Michelle Tassinari, an attorney in the Massachusetts Secretary of State’s office, told Bolts she is confident that the state is compliant with federal rules because Massachusetts asks people, during their initial interactions with the health agency, if they’d prefer that their information not be used for the purpose of voter registration. Washington state also registers people through its health agency using a similar approach, a process known as “front-end” AVR.
Automatic voter registration looks different in Oregon, as well as in Colorado. Instead of being asked if they want to opt out of registering during their transaction with an agency, prospective voters receive a mailer later on; they must respond to it if they do not wish to be registered. Data show that this approach, known as a “back-end” system, registers many more people to vote than when people are asked up-front, and more states have been switching to this model.
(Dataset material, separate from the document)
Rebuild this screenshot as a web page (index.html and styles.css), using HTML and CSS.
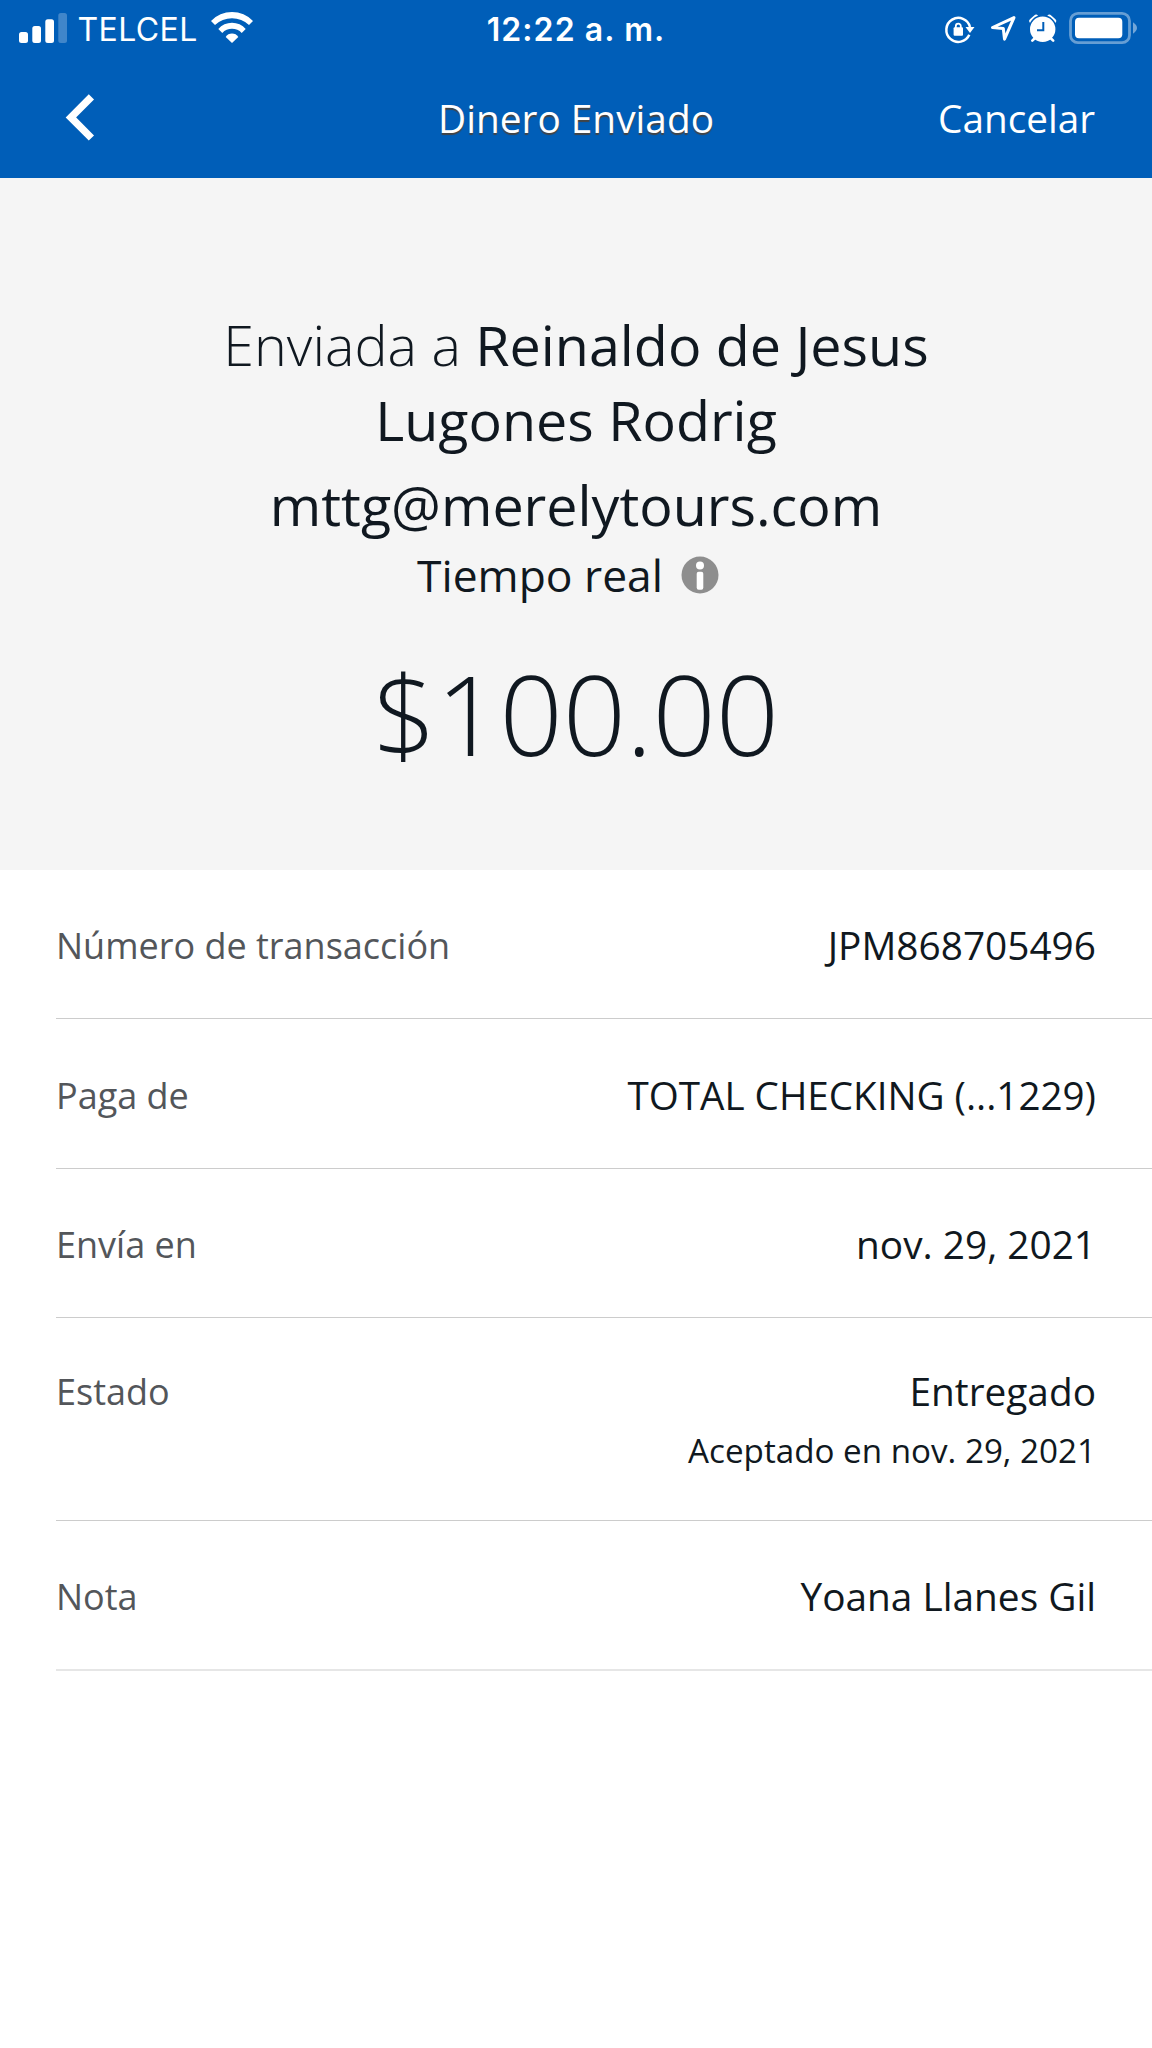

CMS did not answer Bolts’ questions when asked if these design distinctions were relevant to how the federal government is assessing state-level AVR programs.
This confusion reflects what officials in the states that are in limbo have experienced.
Griswold told Bolts that she’d be happy to hear the federal agency’s specific concerns and reach a workable solution, including by adjusting the exact design of Colorado’s system, but that CMS hasn’t even created the opportunity or shared precise feedback.
“We do not see a big difference between AVR at the DMV versus at Medicaid offices,” Griswold said. “If CMS thinks there’s a big difference, we can always address that in the law, we can go back and tighten the law if they want. But they need to give us guidance.”
Griswold doesn’t dispute the importance of protecting privacy but she believes this isn’t that complicated or fraught. “I think you can design the system where states never interact with the underlying data,” she said. “We do not need to know anything about people’s medical information, nor do we want to know that information.”
Other election experts also point out that the design of existing AVR systems already integrates privacy protections. The goal, they say, is to make use of data the government already collects without weaponizing it.
“If it’s administered correctly, I don’t see it being any different than [automatic voter registration] through the DMV,” Lacey Donaldson, the elected clerk in Pershing County, Nevada, and the head of that state’s county clerk association, told Bolts. Nevada’s plans for automatic registration of Medicaid recipients is also in limbo due to CMS.
One difference between the DMV and health services is that Medicaid recipients interact with the state more frequently. In Oregon, Medicaid recipients must renew their plans and update their information—including their mailing address—annually, whereas many people go years without visiting the DMV. This means that administering an AVR system through Medicaid would be likelier to keep voter rolls up-to-date.
“This is a win-win-win-win for lots of different people,” says Amber McReynolds, a national expert in election procedures who was appointed to the U.S. Postal Service Board of Governors by Biden. “The people who want to make sure more people are registered to vote, for people who care about making sure voters addresses are accurate, for people who want more efficient government. It’s one of these concepts I always think that everybody should like.”
In Oregon, the concept was championed by Shemia Fagan while she was secretary of state. Fagan, a Democrat, resigned in May after Willamette Week revealed she’d been accepting lucrative consultant payments from cannabis entrepreneurs who have been top donors to her political career. Still, the legislation passed based on strong support from Democratic lawmakers who run both chambers; Republicans opposed the legislation.
Other states may soon join the CMS waiting chamber. A new bill introduced last month in New Jersey proposes expanding that state’s AVR system to include Medicaid services.
“We’re hopeful that CMS will reconsider its reading of the law, which we think is currently incorrect,” Griswold said. “State pressure is mounting.”